(Data items)
------------------------------------------------------------
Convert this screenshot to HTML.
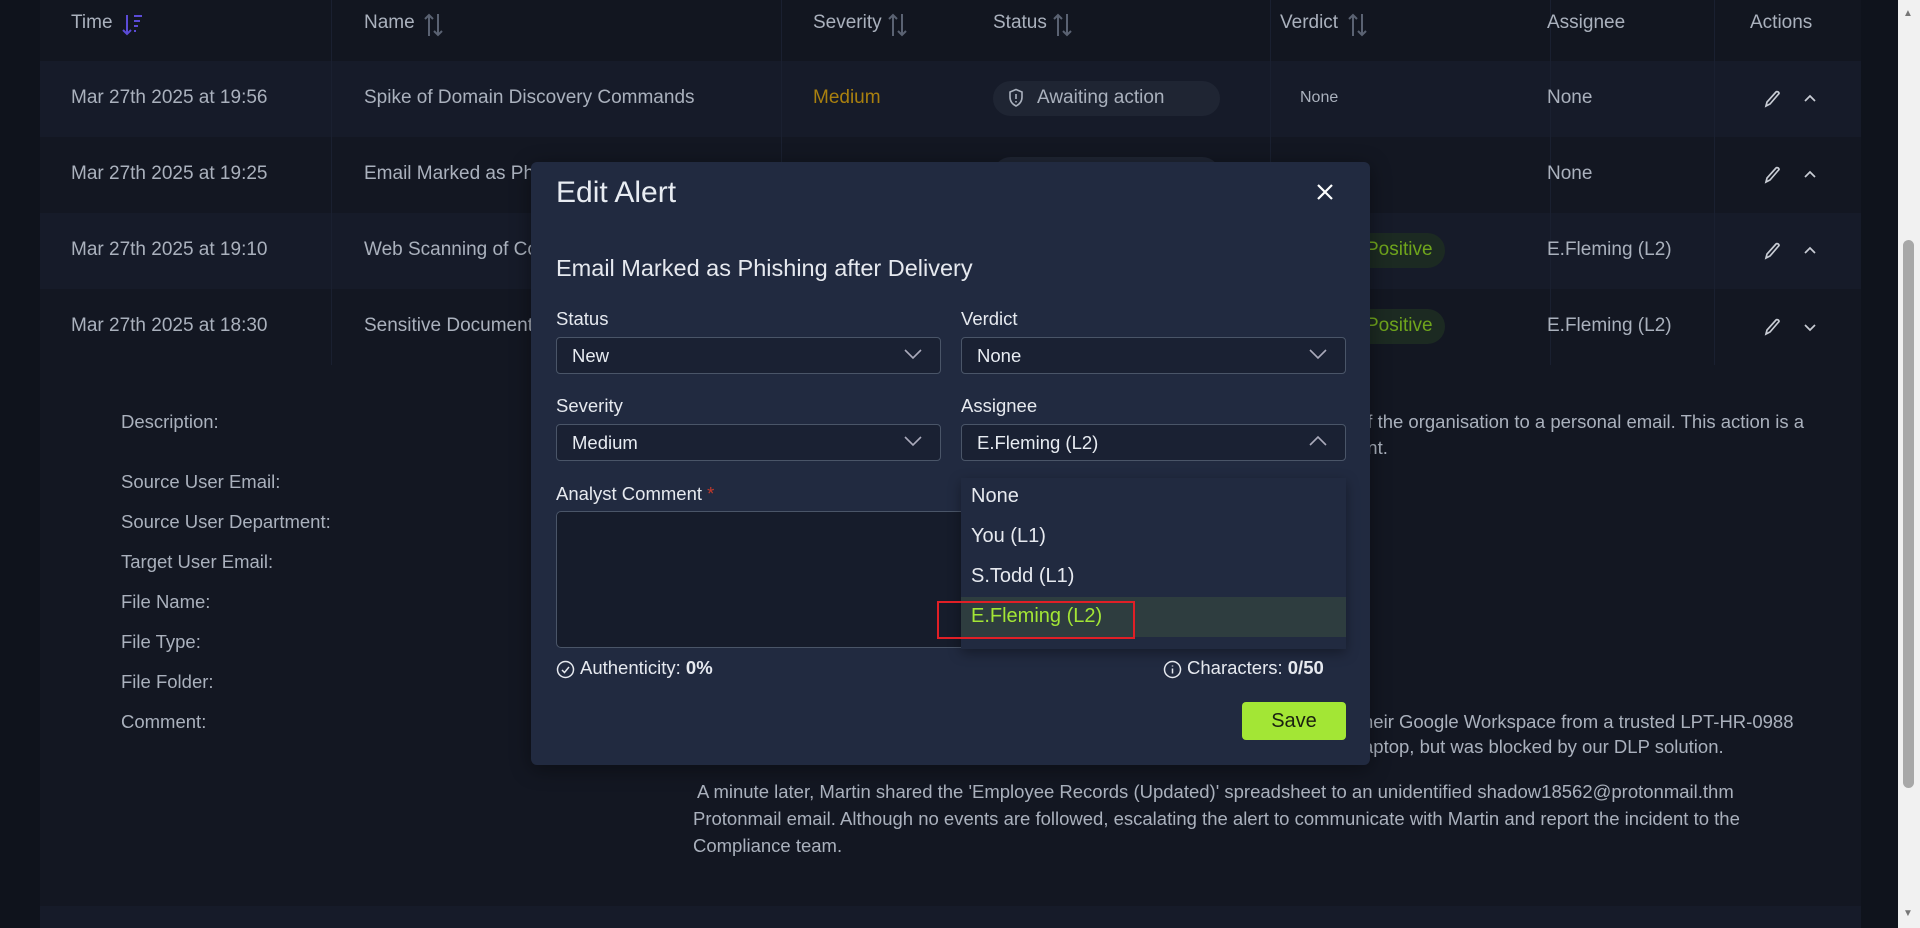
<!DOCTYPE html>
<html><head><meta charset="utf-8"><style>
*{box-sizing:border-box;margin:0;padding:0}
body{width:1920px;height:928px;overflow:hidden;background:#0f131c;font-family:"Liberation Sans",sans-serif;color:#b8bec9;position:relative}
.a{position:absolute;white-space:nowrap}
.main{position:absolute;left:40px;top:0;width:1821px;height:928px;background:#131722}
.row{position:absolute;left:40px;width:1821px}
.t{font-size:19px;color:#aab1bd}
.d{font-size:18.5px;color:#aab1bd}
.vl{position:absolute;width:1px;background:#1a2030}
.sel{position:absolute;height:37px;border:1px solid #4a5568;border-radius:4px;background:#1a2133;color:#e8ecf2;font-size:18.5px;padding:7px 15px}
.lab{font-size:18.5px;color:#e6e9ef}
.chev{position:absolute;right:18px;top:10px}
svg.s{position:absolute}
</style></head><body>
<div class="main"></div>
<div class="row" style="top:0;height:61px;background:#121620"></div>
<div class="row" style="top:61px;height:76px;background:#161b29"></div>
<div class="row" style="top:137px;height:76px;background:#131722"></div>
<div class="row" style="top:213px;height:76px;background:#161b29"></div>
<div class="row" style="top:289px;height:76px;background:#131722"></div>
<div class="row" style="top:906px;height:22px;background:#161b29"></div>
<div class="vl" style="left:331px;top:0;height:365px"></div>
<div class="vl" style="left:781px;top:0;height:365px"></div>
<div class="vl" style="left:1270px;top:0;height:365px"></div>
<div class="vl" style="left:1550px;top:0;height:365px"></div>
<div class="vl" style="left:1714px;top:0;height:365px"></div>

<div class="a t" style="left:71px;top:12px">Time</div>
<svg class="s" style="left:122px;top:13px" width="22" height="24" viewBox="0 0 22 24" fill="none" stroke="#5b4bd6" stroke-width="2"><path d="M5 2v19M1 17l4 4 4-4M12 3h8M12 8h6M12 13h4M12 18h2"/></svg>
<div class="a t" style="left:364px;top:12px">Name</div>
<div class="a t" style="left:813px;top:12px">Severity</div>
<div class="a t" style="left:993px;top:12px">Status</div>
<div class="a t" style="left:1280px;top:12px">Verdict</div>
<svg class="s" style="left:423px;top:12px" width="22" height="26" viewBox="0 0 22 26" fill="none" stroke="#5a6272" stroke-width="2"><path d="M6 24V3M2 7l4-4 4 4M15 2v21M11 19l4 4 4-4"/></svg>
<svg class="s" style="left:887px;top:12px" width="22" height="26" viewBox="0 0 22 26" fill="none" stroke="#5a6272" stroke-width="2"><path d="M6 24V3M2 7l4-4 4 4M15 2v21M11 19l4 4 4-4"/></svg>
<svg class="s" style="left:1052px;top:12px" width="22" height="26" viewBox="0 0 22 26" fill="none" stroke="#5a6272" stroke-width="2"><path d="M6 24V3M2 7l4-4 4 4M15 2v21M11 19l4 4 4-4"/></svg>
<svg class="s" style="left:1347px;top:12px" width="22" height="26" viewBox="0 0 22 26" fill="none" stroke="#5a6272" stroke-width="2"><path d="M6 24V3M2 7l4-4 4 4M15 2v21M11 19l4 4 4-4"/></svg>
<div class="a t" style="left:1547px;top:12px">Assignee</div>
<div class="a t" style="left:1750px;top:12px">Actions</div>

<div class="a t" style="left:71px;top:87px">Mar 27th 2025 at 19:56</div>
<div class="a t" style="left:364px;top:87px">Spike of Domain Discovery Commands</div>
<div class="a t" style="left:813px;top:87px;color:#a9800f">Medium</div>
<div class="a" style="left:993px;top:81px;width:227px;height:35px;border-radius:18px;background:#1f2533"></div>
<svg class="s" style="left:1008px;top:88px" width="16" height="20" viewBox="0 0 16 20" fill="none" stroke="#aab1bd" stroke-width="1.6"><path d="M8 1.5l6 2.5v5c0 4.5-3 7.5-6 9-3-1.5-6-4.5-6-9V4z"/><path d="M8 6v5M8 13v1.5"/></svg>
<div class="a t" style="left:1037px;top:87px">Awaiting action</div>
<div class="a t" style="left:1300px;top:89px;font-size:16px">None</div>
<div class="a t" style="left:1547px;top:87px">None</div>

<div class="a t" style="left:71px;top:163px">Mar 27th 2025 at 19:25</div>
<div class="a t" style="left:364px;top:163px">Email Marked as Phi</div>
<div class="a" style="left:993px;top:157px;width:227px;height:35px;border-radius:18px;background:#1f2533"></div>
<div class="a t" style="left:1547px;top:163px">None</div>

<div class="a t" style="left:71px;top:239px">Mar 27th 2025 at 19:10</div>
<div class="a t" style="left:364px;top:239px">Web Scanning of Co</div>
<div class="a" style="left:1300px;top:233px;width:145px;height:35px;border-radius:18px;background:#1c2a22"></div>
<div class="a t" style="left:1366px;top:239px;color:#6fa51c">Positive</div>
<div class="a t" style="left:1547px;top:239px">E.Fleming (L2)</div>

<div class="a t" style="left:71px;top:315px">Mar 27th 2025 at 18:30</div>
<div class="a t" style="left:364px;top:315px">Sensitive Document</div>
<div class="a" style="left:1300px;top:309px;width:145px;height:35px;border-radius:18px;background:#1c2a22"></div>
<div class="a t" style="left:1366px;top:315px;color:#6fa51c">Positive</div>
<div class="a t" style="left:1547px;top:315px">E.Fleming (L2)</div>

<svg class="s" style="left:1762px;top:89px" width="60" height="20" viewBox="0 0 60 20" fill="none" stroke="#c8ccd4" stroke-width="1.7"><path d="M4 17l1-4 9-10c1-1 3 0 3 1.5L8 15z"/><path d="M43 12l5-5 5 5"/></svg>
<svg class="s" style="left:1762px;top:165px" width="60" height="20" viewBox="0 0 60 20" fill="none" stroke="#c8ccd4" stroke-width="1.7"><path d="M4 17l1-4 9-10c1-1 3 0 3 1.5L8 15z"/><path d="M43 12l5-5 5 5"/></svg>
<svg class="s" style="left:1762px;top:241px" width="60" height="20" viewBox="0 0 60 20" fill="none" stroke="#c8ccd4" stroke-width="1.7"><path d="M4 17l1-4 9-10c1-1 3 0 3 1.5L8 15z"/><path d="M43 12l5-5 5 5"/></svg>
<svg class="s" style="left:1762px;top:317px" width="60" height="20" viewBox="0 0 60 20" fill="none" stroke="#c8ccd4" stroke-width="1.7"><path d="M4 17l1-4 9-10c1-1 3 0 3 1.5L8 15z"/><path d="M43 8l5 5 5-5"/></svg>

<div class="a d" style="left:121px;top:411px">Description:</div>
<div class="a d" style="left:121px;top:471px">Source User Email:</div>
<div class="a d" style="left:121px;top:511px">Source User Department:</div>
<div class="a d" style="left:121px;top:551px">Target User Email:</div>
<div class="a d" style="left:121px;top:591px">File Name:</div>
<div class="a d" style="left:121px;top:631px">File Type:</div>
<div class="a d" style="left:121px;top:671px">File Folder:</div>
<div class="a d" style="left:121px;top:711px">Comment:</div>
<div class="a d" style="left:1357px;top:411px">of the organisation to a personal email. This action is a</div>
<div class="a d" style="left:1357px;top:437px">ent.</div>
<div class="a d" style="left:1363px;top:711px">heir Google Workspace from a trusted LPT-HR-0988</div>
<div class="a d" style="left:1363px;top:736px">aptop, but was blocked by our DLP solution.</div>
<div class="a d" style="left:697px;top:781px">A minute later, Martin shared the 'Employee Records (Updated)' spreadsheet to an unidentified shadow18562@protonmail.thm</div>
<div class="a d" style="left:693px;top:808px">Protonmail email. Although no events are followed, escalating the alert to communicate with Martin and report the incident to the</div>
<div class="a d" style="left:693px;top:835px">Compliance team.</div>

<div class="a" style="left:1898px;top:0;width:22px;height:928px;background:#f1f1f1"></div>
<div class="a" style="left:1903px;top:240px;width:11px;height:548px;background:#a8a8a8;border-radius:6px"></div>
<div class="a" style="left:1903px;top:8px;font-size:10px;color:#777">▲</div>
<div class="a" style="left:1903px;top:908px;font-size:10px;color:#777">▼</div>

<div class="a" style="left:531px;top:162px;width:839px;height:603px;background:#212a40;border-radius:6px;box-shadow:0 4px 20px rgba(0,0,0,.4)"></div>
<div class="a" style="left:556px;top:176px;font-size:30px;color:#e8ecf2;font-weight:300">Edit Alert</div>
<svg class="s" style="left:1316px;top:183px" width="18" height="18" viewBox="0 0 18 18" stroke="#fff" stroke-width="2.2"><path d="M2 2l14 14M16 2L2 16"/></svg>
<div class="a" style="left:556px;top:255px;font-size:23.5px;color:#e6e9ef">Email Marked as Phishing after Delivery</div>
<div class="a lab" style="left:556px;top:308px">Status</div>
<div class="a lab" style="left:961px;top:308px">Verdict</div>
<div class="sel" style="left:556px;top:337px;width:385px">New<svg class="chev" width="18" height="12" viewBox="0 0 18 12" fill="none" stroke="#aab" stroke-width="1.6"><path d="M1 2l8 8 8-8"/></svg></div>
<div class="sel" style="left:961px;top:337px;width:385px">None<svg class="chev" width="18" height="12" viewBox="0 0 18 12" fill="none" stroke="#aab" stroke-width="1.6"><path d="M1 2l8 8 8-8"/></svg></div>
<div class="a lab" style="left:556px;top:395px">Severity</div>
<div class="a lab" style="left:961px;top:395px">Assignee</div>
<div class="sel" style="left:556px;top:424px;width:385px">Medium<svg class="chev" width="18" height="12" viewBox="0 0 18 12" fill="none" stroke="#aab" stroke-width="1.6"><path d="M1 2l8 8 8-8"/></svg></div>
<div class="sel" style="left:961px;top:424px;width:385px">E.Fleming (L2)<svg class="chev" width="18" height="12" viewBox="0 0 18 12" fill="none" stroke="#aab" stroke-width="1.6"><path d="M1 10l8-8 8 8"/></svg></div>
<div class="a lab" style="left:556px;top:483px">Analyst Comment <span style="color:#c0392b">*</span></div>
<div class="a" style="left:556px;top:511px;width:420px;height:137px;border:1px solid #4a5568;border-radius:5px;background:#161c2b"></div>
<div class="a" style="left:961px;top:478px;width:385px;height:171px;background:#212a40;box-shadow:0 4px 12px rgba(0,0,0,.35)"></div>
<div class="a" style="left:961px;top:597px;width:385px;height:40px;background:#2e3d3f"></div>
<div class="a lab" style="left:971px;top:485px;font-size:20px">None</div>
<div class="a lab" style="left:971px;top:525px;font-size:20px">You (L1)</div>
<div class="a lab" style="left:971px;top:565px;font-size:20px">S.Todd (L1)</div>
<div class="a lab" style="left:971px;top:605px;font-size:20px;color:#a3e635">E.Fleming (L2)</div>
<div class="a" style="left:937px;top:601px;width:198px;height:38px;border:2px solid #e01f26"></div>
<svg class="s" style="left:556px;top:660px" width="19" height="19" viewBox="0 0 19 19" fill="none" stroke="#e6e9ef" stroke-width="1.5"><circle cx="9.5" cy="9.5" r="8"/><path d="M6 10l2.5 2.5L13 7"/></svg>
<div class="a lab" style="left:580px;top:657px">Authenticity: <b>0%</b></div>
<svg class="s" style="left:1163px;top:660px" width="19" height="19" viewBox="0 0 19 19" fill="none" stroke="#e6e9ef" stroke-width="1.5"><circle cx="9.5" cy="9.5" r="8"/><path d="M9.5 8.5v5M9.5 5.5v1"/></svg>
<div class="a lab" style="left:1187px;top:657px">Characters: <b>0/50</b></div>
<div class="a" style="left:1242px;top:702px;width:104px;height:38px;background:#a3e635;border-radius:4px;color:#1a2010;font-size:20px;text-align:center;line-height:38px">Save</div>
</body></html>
------------------------------------------------------------
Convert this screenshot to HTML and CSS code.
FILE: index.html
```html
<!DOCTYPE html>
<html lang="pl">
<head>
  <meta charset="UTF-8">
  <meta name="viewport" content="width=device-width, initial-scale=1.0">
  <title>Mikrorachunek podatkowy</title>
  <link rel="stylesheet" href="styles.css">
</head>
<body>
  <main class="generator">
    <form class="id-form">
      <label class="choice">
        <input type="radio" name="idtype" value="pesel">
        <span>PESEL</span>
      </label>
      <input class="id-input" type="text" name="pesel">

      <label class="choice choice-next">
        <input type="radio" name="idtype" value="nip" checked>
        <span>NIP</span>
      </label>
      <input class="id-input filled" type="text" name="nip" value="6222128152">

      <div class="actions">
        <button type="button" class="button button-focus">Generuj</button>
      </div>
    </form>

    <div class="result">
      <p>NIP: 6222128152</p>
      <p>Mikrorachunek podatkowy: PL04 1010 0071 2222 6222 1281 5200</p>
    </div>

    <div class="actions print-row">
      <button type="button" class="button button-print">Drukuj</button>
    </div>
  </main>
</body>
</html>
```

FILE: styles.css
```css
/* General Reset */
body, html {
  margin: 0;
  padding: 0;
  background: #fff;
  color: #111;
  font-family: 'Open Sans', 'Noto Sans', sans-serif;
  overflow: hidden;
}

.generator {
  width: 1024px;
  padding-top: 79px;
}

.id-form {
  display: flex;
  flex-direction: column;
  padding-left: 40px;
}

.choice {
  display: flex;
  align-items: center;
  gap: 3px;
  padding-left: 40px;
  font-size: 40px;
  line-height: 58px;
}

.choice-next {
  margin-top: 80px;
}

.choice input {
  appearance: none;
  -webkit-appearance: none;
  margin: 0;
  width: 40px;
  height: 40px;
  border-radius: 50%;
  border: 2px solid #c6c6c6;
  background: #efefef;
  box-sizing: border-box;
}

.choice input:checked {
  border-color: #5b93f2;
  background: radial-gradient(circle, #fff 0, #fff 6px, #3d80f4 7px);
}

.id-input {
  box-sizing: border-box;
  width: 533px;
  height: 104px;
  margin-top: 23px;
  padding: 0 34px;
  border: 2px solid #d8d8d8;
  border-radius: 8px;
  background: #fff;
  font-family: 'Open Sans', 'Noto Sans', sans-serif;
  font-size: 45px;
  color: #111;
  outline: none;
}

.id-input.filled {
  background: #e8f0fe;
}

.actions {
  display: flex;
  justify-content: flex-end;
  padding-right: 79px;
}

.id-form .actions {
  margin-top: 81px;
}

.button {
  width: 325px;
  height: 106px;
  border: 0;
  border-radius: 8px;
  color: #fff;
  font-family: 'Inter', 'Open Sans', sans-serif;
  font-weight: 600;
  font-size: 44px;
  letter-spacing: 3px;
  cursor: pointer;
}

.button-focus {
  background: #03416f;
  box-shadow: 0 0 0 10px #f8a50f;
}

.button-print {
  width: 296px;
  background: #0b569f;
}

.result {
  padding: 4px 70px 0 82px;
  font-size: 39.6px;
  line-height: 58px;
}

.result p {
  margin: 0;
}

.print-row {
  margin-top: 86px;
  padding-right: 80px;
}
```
------------------------------------------------------------
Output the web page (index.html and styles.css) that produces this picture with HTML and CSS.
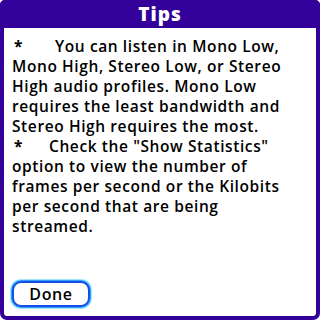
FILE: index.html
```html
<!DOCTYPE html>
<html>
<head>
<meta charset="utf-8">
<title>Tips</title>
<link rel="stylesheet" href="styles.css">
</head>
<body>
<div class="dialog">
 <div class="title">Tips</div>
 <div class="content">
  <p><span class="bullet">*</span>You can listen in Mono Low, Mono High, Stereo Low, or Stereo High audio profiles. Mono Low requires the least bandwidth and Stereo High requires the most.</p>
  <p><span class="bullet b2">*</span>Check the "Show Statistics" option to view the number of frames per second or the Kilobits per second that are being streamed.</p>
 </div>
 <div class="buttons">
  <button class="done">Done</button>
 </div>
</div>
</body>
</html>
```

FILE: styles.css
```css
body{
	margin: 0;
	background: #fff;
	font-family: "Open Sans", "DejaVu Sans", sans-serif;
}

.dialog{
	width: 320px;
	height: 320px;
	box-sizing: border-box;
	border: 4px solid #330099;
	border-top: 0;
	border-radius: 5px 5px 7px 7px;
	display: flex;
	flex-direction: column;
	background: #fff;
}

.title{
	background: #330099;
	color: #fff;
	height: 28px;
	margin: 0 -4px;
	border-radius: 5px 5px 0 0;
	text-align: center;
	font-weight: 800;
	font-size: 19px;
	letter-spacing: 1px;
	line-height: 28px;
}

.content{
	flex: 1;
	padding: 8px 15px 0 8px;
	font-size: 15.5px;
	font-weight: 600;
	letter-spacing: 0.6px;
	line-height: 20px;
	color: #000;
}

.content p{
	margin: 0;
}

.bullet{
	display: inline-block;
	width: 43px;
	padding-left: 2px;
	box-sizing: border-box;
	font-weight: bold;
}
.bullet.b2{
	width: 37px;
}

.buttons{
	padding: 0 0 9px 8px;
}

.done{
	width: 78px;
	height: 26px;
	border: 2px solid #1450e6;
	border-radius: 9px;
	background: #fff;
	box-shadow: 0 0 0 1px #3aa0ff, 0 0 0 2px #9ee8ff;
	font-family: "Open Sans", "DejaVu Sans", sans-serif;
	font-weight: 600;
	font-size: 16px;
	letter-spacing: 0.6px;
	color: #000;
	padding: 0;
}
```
------------------------------------------------------------
AIM
Only lines with the word "styles" should be collected from the material.

OUTPUT
  <link rel="stylesheet" href="styles.css">
FILE: styles.css
Output the web page (index.html and styles.css) that produces this picture with HTML and CSS.
<link rel="stylesheet" href="styles.css">
FILE: styles.css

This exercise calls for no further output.